--- Front-end source files ---
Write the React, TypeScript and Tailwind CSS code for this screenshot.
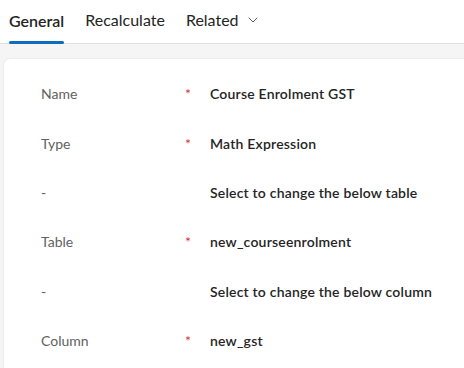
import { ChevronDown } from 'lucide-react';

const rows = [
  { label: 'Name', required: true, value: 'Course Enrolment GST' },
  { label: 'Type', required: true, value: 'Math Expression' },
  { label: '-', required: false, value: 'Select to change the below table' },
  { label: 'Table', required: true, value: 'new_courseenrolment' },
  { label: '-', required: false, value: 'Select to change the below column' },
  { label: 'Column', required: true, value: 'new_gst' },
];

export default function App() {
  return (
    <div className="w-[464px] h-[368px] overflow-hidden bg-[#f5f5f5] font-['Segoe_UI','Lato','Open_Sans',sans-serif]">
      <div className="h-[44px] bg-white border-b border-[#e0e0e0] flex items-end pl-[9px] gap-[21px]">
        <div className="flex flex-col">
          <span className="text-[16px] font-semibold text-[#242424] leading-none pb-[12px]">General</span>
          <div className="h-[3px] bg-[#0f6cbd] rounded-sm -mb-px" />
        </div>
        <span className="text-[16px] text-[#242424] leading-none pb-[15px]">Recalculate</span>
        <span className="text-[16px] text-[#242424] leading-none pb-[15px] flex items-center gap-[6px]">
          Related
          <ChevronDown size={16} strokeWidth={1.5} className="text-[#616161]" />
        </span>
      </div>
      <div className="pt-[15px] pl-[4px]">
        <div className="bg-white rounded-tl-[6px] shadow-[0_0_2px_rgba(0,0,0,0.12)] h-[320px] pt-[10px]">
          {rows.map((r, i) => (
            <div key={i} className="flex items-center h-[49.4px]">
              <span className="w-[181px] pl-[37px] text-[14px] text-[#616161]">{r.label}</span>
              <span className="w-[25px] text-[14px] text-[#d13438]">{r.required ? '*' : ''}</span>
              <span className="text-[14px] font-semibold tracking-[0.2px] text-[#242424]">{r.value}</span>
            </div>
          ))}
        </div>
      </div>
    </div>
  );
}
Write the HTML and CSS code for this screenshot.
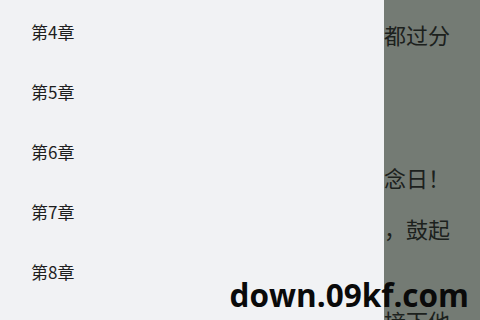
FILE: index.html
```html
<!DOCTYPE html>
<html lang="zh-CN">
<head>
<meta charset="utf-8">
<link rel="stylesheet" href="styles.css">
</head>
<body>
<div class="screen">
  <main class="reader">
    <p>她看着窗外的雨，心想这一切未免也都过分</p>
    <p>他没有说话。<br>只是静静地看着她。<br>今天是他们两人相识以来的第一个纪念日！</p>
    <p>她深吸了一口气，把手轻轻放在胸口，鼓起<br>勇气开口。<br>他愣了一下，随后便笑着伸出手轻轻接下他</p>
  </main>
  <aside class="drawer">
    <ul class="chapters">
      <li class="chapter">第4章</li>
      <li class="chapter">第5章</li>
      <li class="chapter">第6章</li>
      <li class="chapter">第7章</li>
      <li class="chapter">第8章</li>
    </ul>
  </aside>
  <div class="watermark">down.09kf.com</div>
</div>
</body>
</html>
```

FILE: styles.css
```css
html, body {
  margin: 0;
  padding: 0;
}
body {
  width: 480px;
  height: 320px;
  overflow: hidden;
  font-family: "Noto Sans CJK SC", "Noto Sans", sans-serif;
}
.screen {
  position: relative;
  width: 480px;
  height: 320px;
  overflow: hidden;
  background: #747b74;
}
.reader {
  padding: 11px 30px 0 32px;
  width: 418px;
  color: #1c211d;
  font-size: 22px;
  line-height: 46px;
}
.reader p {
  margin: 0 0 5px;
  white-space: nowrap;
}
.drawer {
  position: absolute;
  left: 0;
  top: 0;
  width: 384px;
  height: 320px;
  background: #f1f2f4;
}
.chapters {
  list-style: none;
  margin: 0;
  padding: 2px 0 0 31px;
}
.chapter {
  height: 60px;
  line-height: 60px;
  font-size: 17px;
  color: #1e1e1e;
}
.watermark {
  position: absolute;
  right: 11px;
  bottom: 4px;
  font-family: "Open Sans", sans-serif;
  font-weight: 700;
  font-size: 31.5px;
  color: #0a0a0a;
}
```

--- Stated problem ---
Copy and report every line where the word "this" is present.

--- Full response ---
Write the React, TypeScript and Tailwind CSS code for this screenshot.
Write the HTML and CSS code for this screenshot.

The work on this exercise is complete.